The Fed is a Major Player: Ignoring central bank policy is a mistake. The post-2008 market was fundamentally shaped by zero interest rates and QE. Today's environment of higher rates and quantitative tightening is a different game. The playbook from 2009-2021 won't work the same way.
The "Lost Decade" Narrative is Flawed but Instructive: People talk about a "lost decade" for stocks (2000-2009). It's true the S&P 500 was flat nominally over that period. But that ignores dividends. If you reinvested dividends, your total return was slightly positive, not zero. More importantly, that flat period was followed by one of the longest bull markets in history. The lesson? Continuous investing—dollar-cost averaging—through the flat and down years is what builds wealth in the subsequent up years. Stopping your 401(k) contributions in 2008 was perhaps the single worst financial decision one could make.

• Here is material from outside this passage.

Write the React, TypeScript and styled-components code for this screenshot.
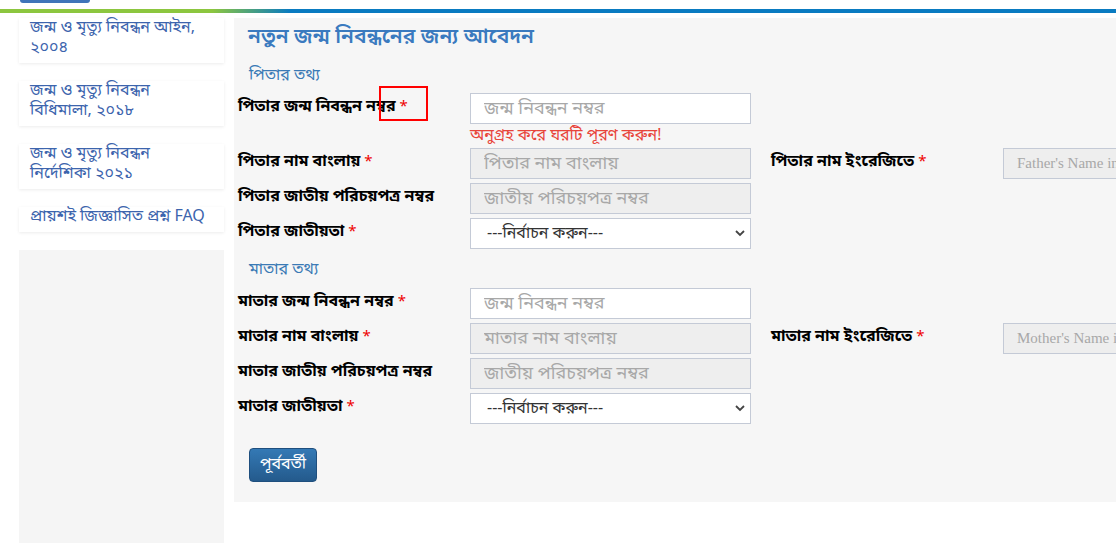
import React from 'react';
import styled, { createGlobalStyle } from 'styled-components';

const GlobalStyle = createGlobalStyle`
  html, body {
    margin: 0;
    padding: 0;
    background: #ffffff;
    overflow: hidden;
  }
  body {
    font-family: "Noto Sans Bengali", "Noto Serif Bengali", "Lohit Bengali", "Noto Sans", "DejaVu Sans", sans-serif;
    color: #000;
  }
`;

const bn = `"Noto Sans Bengali", "Noto Serif Bengali", "Lohit Bengali", "Noto Sans", "DejaVu Sans", sans-serif`;

// Header remains
const TopBar = styled.div`
  height: 9px;
  padding-left: 20px;
`;

const TopButton = styled.div`
  width: 70px;
  height: 3px;
  background: #3f74b9;
  border-radius: 0 0 6px 6px;
`;

const Stripe = styled.div`
  height: 4px;
  background: linear-gradient(to right, #8cc63f 0%, #8cc63f 19%, #0a7bc1 26%, #0a7bc1 100%);
`;

const PageBody = styled.div`
  display: flex;
  align-items: flex-start;
  gap: 10px;
  padding: 5px 0 0 19px;
`;

// Sidebar
const Sidebar = styled.nav`
  width: 205px;
  flex-shrink: 0;
  display: flex;
  flex-direction: column;
  gap: 18px;
`;

const SideCard = styled.a`
  display: block;
  background: #fff;
  padding: 0 11px 5px;
  font-size: 16px;
  line-height: 20px;
  color: #3c64ad;
  text-decoration: none;
  box-shadow: 0 1px 3px rgba(0, 0, 0, 0.08);
`;

const SideFiller = styled.div`
  height: 320px;
  background: #f5f5f5;
`;

// Main panel
const Main = styled.main`
  width: 1000px;
  flex-shrink: 0;
  background: #f6f6f6;
  padding: 8px 0 20px 4px;
  display: flex;
  flex-direction: column;
`;

const Title = styled.h2`
  margin: 0;
  padding-left: 10px;
  font-family: ${bn};
  font-size: 21px;
  line-height: 24px;
  font-weight: 600;
  color: #3a7abf;
`;

const SectionHeading = styled.h4<{ $top: number }>`
  margin: ${({ $top }) => $top}px 0 0;
  padding-left: 11px;
  font-size: 16px;
  line-height: 20px;
  font-weight: 400;
  color: #3a7ab5;
`;

const Fields = styled.div<{ $top: number }>`
  margin-top: ${({ $top }) => $top}px;
  display: flex;
  flex-direction: column;
  gap: 4px;
`;

const Row = styled.div`
  position: relative;
  display: flex;
  align-items: center;
`;

const Pair = styled.div`
  display: flex;
  align-items: center;
  & + & {
    margin-left: 20px;
  }
`;

const Label = styled.label`
  width: 232px;
  flex-shrink: 0;
  font-size: 16px;
  font-weight: 700;
  line-height: 20px;
  margin-top: -4px;
`;

const Req = styled.span`
  color: #e00;
  font-size: 15px;
  font-weight: 400;
  margin-left: 4px;
`;

const TextInput = styled.input<{ $disabled?: boolean; $latin?: boolean }>`
  box-sizing: border-box;
  width: 281px;
  height: 31px;
  padding: 0 13px;
  border: 1px solid #c4cad6;
  background: ${({ $disabled }) => ($disabled ? '#eeeeee' : '#ffffff')};
  font-family: ${({ $latin }) => ($latin ? '"Liberation Serif", serif' : bn)};
  font-size: ${({ $latin }) => ($latin ? '15px' : '18px')};
  color: #555;
  outline: none;
  &::placeholder {
    color: #a8a8a8;
  }
`;

const ErrorText = styled.div`
  margin-left: 232px;
  font-size: 16px;
  line-height: 16px;
  color: #e8443a;
`;

const SelectWrap = styled.div`
  position: relative;
  width: 281px;
`;

const Select = styled.select`
  box-sizing: border-box;
  width: 100%;
  height: 31px;
  padding: 0 30px 0 16px;
  border: 1px solid #c4cad6;
  background: #fff;
  appearance: none;
  font-family: ${bn};
  font-size: 16px;
  color: #333;
  outline: none;
`;

const Chevron = styled.svg`
  position: absolute;
  right: 6px;
  top: 11px;
  pointer-events: none;
`;

const Highlight = styled.div`
  position: absolute;
  left: 141px;
  top: -7px;
  width: 45px;
  height: 31px;
  border: 2px solid #ff0000;
`;

const PrevButton = styled.button`
  align-self: flex-start;
  margin: 24px 0 0 11px;
  height: 34px;
  padding: 0 10px;
  border: 1px solid #1f4f7e;
  border-radius: 4px;
  background: linear-gradient(to bottom, #3479b5, #245a8c);
  color: #fff;
  font-family: ${bn};
  font-size: 16px;
  cursor: pointer;
`;

const NationalitySelect: React.FC = () => (
  <SelectWrap>
    <Select defaultValue="">
      <option value="">---নির্বাচন করুন---</option>
    </Select>
    <Chevron width="10" height="8" viewBox="0 0 10 8">
      <path d="M1 2 L5 6 L9 2" fill="none" stroke="#444" strokeWidth="1.8" />
    </Chevron>
  </SelectWrap>
);

const sideLinks = [
  'জন্ম ও মৃত্যু নিবন্ধন আইন, ২০০৪',
  'জন্ম ও মৃত্যু নিবন্ধন বিধিমালা, ২০১৮',
  'জন্ম ও মৃত্যু নিবন্ধন নির্দেশিকা ২০২১',
  'প্রায়শই জিজ্ঞাসিত প্রশ্ন FAQ',
];

const App: React.FC = () => {
  return (
    <>
      <GlobalStyle />
      <TopBar>
        <TopButton />
      </TopBar>
      <Stripe />
      <PageBody>
        <Sidebar>
          {sideLinks.map((text) => (
            <SideCard key={text} href="#">
              {text}
            </SideCard>
          ))}
          <SideFiller />
        </Sidebar>
        <Main>
          <Title>নতুন জন্ম নিবন্ধনের জন্য আবেদন</Title>

          <SectionHeading $top={16}>পিতার তথ্য</SectionHeading>
          <Fields $top={7}>
            <Row>
              <Label>
                পিতার জন্ম নিবন্ধন নম্বর<Req>*</Req>
              </Label>
              <TextInput placeholder="জন্ম নিবন্ধন নম্বর" />
              <Highlight />
            </Row>
            <ErrorText>অনুগ্রহ করে ঘরটি পূরণ করুন!</ErrorText>
            <Row>
              <Pair>
                <Label>
                  পিতার নাম বাংলায়<Req>*</Req>
                </Label>
                <TextInput $disabled readOnly placeholder="পিতার নাম বাংলায়" />
              </Pair>
              <Pair>
                <Label>
                  পিতার নাম ইংরেজিতে<Req>*</Req>
                </Label>
                <TextInput $disabled $latin readOnly placeholder="Father's Name in English" />
              </Pair>
            </Row>
            <Row>
              <Label>পিতার জাতীয় পরিচয়পত্র নম্বর</Label>
              <TextInput $disabled readOnly placeholder="জাতীয় পরিচয়পত্র নম্বর" />
            </Row>
            <Row>
              <Label>
                পিতার জাতীয়তা<Req>*</Req>
              </Label>
              <NationalitySelect />
            </Row>
          </Fields>

          <SectionHeading $top={11}>মাতার তথ্য</SectionHeading>
          <Fields $top={8}>
            <Row>
              <Label>
                মাতার জন্ম নিবন্ধন নম্বর<Req>*</Req>
              </Label>
              <TextInput placeholder="জন্ম নিবন্ধন নম্বর" />
            </Row>
            <Row>
              <Pair>
                <Label>
                  মাতার নাম বাংলায়<Req>*</Req>
                </Label>
                <TextInput $disabled readOnly placeholder="মাতার নাম বাংলায়" />
              </Pair>
              <Pair>
                <Label>
                  মাতার নাম ইংরেজিতে<Req>*</Req>
                </Label>
                <TextInput $disabled $latin readOnly placeholder="Mother's Name in English" />
              </Pair>
            </Row>
            <Row>
              <Label>মাতার জাতীয় পরিচয়পত্র নম্বর</Label>
              <TextInput $disabled readOnly placeholder="জাতীয় পরিচয়পত্র নম্বর" />
            </Row>
            <Row>
              <Label>
                মাতার জাতীয়তা<Req>*</Req>
              </Label>
              <NationalitySelect />
            </Row>
          </Fields>

          <PrevButton type="button">পূর্ববর্তী</PrevButton>
        </Main>
      </PageBody>
    </>
  );
};

export default App;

One personal observation from managing money through that period: the investors who did best were often the ones who were too busy with their lives to check their portfolios daily, or the ones who had a written financial plan they refused to second-guess. The ones who watched CNBC all day and reacted to every headline tended to sabotage themselves.
Your Questions Answered
Looking back, the recovery from the 2008 crash wasn't just a count of months on a calendar. It was a test of economic policy, corporate resilience, and, most of all, individual investor psychology. The market's numbers eventually healed. Whether an investor's portfolio did depended less on predicting the exact recovery date and more on the boring, disciplined principles of diversification, a long time horizon, and sticking to a plan when every headline screamed to do the opposite. In that sense, the most important recovery timeline is the one you control by your own actions.